Again, I recognize that Haidt’s characterization of “coddling” is troubling. To tie this back to the “tribal” point, however, it seems to me that Democrats need to do a better job “within the tribe” of differentiating legitimate grievances from illegitimate whining. Two further points might help crystallize how to have a better discussion about the legitimate grievances on all sides:
One, in recognizing the complicated interplay of economic-and-cultural, economist Tim Duy has been doing outstanding work since the election. Duy’s posts (which I first discovered during the 2008 economic crisis, as I sought economists to explain what was going on) have been critical of standard neo-liberal progressive responses, particularly on the trade issue. He is candid that Trump’s promise to bring back American manufacturing to “the way it was” is simply impossible, but he suggests progressives fail badly in understanding how to respond, and in two ways. One, from the economic side, they rely on aggregate macroeconomic measures about effects, without paying attention to how economic factors actually work – and in particular, to the woefully inadequate assumption that labor can easily shift in the face of dislocation. And two, he immediately suggests that progressives then make the mistake of advocating “education and transfer payments,” when in fact these folks want a job – for all the reasons why having a job is good, not just because it provides a paycheck. Moreover, those who put these facts together and say, “well, the jobs are in the cities, move to hipster Brooklyn, and you’ll be fine” have simply ignored the good of intact community – or rather, they de facto advocate a certain sort of community, rootless and cosmopolitan, as the normatively better community.

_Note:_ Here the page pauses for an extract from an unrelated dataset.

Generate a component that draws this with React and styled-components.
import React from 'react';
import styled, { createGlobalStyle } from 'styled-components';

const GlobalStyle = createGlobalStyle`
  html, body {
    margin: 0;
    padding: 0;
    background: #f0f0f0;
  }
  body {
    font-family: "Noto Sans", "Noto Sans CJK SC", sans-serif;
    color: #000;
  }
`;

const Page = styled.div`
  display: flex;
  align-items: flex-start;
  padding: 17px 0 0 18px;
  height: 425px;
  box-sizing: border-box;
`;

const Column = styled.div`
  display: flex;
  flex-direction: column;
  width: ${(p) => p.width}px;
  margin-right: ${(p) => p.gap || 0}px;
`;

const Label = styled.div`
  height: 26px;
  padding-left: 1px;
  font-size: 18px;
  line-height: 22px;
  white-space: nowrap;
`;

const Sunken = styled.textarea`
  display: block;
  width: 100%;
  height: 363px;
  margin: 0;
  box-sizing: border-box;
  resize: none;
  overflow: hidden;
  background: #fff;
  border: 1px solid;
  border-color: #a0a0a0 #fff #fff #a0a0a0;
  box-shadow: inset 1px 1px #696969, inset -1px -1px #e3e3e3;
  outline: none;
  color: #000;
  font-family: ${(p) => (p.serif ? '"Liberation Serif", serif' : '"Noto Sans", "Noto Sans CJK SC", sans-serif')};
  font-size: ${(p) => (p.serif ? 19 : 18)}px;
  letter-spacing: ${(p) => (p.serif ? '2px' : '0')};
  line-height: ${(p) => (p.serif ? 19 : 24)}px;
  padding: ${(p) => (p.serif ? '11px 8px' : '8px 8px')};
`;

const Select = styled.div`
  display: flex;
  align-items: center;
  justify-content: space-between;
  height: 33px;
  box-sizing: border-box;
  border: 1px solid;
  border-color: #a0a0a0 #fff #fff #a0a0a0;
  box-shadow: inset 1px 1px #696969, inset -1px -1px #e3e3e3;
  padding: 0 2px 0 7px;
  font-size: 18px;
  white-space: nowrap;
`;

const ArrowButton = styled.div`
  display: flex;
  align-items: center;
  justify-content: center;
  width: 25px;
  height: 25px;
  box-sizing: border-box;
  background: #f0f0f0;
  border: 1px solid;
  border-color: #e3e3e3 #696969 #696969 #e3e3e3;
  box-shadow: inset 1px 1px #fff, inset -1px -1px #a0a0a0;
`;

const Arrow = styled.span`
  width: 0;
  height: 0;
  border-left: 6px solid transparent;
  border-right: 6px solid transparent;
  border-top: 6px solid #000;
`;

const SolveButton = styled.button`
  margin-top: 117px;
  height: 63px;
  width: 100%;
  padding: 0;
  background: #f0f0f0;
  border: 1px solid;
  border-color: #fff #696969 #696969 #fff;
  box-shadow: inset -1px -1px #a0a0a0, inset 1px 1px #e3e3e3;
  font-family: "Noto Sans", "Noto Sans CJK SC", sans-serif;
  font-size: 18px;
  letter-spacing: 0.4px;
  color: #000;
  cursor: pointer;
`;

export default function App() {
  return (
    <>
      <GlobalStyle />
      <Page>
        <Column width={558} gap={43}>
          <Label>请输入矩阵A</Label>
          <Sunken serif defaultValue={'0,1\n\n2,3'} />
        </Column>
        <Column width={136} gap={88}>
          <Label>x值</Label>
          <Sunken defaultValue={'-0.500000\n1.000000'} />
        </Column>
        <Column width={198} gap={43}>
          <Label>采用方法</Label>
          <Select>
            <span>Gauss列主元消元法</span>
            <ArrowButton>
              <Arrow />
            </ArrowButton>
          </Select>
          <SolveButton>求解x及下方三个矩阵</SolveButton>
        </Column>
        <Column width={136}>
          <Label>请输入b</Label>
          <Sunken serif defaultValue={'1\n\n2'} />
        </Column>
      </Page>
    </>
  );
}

And this gets to the second point: progressives overlook the key point made decades ago by Michael Sandel that a procedural political liberalism that pretends to absolute neutrality among competing visions of the good life is a fallacy. In fact, Trump voters perceive the gradual imposition of certain cultural norms about the good life in indirect ways. This is particularly true about certain issues which exercise symbolic power – same-sex marriage is the most obvious – but there are a whole range of matters where cultural norms (which, to be fair, always change and develop) are being pushed along, but without a full acknowledgment that this is what is being done. One’s of Sandel’s key suggestion is that agents must develop the character traits of citizens who are able to look beyond their own interests for the sake of some common good. Further, these traits require habituation within settings wherein this sort of discourse and thinking is encouraged, and mere assertion of interest is discouraged. For sure, there is no monopoly by either party on the failure to develop these habits of developing a larger moral vision of the common good. For example, simple interest assertion was the key strategy assumed by Republicans in simply refusing to co-operate, negotiate, and compromise on legislation that would serve the whole.

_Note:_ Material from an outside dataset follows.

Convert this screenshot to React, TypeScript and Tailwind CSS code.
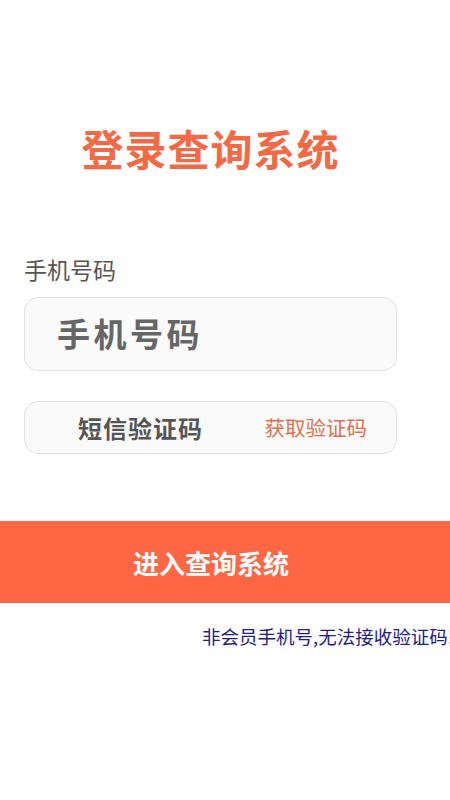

Duy’s attention to economic policies that support the relative stability of communities and regions as a legitimate part of the human good and Sandel’s claims about the need to develop ongoing habits of citizenship that trump self-interest are only two suggestions. The time is ripe to acknowledge that our tribal warfare is deeply moral… but the substance of it cannot be played out by one group shouting “racist” and the other shouting “political correctness” from the other. And it’s precisely the tribalism itself that sometimes makes it hard to say this!
I should open by noting that I am a psychology professor who is David’s choirmate and friend. Here’s a three-part response.
1) I’m very happy to see the shout-out to Jon Haidt and to tribal psychology. But is there really a need for folks to understand that the tribal warfare is moral? It seems to me that on left and right many (most?) already see it as a moral struggle, whether on the one side to, for instance, oppose abortion or on the other side to, for instance, promote the rights of the LGBT community. I suspect Haidt’s argument would rather be that many folks, right and left, fail to realize that their own moral intuitions (a) are driving their moral reasoning; and (b) are coming from a different sense of what matters for morality than are the intuitions of those of the other tribe. The challenges, then, would be to befriend our intuitions (which are often left unexamined) so as to see how they shape our reasoning and to try to understand the intuitions driving the reasoning of the other tribe. And then perhaps we could have a reasoned discussion of what to do about building stability in regions.
I love teaching Haidt to my students. One of my standard exercises is to ask the nonvegetarian students whether, if their pet had lived a long and happy life, had died of natural causes, and had been certified by their world class veterinary friend to be safe to eat, they would eat their pet. I get a quick look of horror and a strong answer of no. Then I ask why and probe their reasons and they soon just say “I don’t know why—it would just be wrong!” And from there we can get to a discussion of how when those of the other tribe do something we might have that same feeling of disgust, come up with a placebic reason to justify the disgust, and think ill of the other tribe rather than realizing that the disgust is intuitive and that perhaps we might benefit from taking the effort to understand the other. (Perhaps Catholic moral theologians would not experience the same process, going to reason rather than intuition to understand the situation. I don’t know anyone who has attempted that research….)
2) If we are thinking about tribes there is a large literature on the psychology of prejudice and stereotyping that can be drawn in. I won’t describe much of this tonight, but I will offer one tidbit-outgroup homogeneity. People tend to see members of their own group as more different from each other than are members of “the other group.” Thus women think women are more different from each other than men are, but men think that men are more different from each other than are women. Same for members of a fraternity or sorority, or many other groups. Part of this tribal psychology will involve thinking of the other group as monolithic. It might help to get to know them as individuals, instead.
3) I wonder (and worry) about the implications of political tribalism for tribalism within the Church. If so much of our identity is political, then a fellow Catholic might be seen first and foremost as a member of the other tribe, with all the nasty implications following from this. (And surely parish shopping will contribute to this as folks hang with other members of their own tribe.) How can we instead find our identity first as Catholic so that those of whichever political tribe can be more importantly part of our own tribe, Gentile or Jew no more. There’s a literature about using common pursuit of a superordinate goal (like defeating the Nazis uniting diverse Americans in the early forties) to bind opposing groups together. But as a Catholic the superordinate goal should be shared by all already. How can it be made more apparent that we have this in common? I wonder about the role here of Francis, in Evangelii Gaudium writing “I never tire of repeating those words of Benedict XVI which take us to the very heart of the Gospel: “Being a Christian is not the result of an ethical choice or a lofty idea, but the encounter with an event, a person, which gives life a new horizon and a decisive direction”” Does the ethical choice prompt our political identity (“hey….I make ethical decisions like a good Catholic, but those ones at that other parish across town sure don’t!”) whereas encounter with a person calls forth in us a different, common, identity?